───── Rows ─────

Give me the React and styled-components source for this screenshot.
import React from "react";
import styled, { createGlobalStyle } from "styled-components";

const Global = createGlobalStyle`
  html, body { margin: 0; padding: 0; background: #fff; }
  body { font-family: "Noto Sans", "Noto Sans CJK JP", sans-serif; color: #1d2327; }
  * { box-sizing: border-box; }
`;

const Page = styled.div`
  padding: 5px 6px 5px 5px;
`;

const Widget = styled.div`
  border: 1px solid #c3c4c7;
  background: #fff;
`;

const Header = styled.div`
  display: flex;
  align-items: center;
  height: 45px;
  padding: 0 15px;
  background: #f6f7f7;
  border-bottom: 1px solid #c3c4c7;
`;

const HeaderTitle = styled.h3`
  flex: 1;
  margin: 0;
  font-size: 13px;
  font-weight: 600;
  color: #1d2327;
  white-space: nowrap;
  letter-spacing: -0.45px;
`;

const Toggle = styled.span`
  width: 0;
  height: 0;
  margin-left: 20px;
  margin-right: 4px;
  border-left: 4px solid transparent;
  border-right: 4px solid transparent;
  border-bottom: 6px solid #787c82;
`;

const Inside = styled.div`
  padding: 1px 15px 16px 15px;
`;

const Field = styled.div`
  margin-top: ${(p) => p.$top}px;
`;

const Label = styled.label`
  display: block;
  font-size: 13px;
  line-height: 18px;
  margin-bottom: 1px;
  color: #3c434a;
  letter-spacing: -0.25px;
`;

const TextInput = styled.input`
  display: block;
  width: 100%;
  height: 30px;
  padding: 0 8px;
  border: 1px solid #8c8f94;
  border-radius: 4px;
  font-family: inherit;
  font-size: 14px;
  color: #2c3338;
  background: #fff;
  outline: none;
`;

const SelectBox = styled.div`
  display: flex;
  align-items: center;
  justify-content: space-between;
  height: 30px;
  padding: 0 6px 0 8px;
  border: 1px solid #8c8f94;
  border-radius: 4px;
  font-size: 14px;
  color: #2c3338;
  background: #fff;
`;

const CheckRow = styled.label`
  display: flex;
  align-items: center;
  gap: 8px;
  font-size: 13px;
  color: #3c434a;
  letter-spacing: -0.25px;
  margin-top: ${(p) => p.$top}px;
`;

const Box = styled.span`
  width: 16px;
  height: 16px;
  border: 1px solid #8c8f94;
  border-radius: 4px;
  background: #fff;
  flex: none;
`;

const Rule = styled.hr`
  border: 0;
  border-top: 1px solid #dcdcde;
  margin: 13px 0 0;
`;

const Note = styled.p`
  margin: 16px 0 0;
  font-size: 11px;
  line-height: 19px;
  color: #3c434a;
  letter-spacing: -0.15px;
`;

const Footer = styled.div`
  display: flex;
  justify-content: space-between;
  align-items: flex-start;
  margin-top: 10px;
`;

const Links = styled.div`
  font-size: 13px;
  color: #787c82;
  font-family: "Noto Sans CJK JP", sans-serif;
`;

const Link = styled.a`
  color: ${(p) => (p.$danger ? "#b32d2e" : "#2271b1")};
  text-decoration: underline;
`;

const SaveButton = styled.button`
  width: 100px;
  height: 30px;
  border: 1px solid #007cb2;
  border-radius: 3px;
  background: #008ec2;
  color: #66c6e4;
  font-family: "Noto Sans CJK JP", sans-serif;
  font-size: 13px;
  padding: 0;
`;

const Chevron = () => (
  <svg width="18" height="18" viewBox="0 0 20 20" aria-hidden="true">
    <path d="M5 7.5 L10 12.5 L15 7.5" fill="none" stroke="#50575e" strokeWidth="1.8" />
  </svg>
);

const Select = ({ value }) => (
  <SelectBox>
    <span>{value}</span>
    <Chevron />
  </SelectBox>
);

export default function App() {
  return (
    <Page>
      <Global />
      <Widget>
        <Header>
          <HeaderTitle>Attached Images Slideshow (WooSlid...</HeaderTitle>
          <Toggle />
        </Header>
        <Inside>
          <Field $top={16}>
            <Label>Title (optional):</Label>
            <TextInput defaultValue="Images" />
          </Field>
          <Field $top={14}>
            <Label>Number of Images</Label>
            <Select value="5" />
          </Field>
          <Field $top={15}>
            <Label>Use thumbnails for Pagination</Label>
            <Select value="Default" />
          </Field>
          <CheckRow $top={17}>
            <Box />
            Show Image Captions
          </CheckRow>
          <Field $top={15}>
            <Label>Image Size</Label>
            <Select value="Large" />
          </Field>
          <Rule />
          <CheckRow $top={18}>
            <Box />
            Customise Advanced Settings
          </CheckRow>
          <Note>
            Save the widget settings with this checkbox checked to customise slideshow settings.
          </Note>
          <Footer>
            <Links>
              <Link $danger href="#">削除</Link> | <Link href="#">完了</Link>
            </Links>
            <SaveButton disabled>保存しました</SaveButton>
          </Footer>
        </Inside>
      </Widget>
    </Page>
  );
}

─────
───── Rows ─────

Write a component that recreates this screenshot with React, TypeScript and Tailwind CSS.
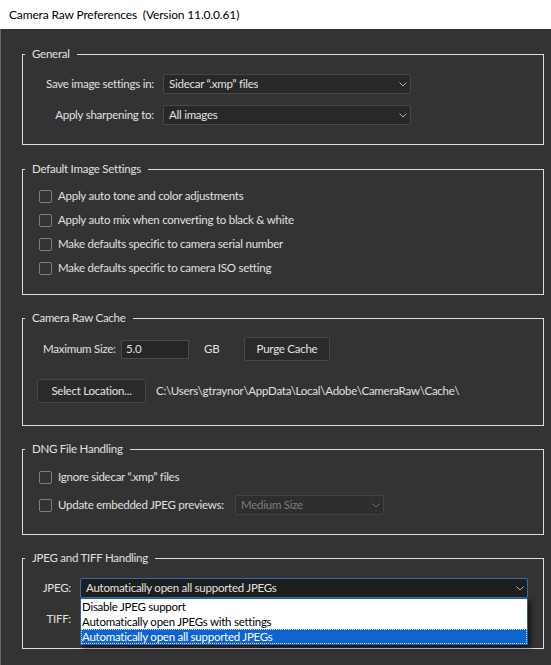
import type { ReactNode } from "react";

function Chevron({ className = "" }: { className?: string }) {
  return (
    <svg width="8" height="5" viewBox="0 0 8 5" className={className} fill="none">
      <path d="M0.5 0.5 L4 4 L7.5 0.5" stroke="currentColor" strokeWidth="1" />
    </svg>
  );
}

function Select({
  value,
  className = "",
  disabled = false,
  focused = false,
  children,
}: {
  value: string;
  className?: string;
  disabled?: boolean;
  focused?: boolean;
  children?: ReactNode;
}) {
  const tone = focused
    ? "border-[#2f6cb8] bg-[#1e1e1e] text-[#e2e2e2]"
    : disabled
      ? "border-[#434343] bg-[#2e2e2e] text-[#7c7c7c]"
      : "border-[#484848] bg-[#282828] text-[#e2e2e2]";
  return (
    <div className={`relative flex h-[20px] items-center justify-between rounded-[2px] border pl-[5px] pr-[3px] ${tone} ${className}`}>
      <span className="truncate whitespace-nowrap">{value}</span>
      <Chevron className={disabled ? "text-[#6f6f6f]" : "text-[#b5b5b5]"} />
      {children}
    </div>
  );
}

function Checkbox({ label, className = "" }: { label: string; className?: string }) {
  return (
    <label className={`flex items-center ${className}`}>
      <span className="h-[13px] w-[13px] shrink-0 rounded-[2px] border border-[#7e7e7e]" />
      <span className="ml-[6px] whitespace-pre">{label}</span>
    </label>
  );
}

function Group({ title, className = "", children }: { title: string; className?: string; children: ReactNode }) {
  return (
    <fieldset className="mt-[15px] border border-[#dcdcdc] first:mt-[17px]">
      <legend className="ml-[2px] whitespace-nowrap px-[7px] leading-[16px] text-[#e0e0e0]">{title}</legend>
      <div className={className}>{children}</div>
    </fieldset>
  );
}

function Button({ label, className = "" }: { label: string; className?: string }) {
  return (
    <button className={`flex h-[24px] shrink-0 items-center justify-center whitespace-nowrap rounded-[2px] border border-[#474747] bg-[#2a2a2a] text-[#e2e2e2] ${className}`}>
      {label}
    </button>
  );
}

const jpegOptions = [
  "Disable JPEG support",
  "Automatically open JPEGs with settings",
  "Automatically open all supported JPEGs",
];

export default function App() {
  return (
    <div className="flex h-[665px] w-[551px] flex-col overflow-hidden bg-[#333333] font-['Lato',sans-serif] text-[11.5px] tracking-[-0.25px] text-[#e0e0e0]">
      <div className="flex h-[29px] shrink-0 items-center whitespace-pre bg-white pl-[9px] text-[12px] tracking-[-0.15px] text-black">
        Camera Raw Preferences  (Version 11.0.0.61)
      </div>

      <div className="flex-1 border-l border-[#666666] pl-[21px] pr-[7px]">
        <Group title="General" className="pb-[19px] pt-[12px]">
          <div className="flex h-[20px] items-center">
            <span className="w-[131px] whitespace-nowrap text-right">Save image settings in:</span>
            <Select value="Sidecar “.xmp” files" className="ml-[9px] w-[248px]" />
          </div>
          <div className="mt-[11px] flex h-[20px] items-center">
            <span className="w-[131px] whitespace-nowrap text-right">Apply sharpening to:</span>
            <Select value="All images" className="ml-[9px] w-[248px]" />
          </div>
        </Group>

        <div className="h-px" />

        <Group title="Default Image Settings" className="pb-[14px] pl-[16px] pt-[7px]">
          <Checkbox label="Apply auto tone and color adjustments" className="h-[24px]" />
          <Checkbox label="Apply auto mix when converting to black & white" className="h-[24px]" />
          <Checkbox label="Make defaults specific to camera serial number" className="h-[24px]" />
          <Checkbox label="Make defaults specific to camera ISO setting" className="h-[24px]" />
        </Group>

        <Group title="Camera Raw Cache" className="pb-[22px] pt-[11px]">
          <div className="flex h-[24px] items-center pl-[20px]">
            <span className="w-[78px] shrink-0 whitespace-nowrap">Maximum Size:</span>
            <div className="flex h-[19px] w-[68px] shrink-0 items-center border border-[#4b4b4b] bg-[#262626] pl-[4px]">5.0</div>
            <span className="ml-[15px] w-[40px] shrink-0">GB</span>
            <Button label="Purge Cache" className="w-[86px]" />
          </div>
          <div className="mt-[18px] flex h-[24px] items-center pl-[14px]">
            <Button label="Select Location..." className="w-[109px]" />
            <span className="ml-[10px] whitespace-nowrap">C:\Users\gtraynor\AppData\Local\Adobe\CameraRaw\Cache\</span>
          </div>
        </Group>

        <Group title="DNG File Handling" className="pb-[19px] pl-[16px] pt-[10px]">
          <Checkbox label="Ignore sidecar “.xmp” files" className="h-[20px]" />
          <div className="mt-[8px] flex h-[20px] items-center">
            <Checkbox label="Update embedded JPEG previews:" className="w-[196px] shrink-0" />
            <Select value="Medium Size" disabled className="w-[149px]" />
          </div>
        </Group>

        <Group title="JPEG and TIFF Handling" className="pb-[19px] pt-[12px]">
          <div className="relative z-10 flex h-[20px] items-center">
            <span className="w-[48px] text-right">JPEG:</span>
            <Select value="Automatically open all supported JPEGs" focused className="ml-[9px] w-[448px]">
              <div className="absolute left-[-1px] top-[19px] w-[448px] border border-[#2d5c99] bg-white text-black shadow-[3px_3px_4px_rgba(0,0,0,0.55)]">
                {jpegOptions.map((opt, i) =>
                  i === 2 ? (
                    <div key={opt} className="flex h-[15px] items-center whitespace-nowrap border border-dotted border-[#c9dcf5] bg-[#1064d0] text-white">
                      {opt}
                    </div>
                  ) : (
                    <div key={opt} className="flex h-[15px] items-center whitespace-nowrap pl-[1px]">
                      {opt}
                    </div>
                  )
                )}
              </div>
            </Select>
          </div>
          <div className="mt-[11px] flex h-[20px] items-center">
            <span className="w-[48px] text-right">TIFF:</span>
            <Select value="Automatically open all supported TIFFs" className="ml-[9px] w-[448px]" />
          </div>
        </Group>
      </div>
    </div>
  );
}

─────

Work instructions: Pull out all lines of the data with the string "components".

Exercise solution:
Give me the React and styled-components source for this screenshot.
import styled, { createGlobalStyle } from "styled-components";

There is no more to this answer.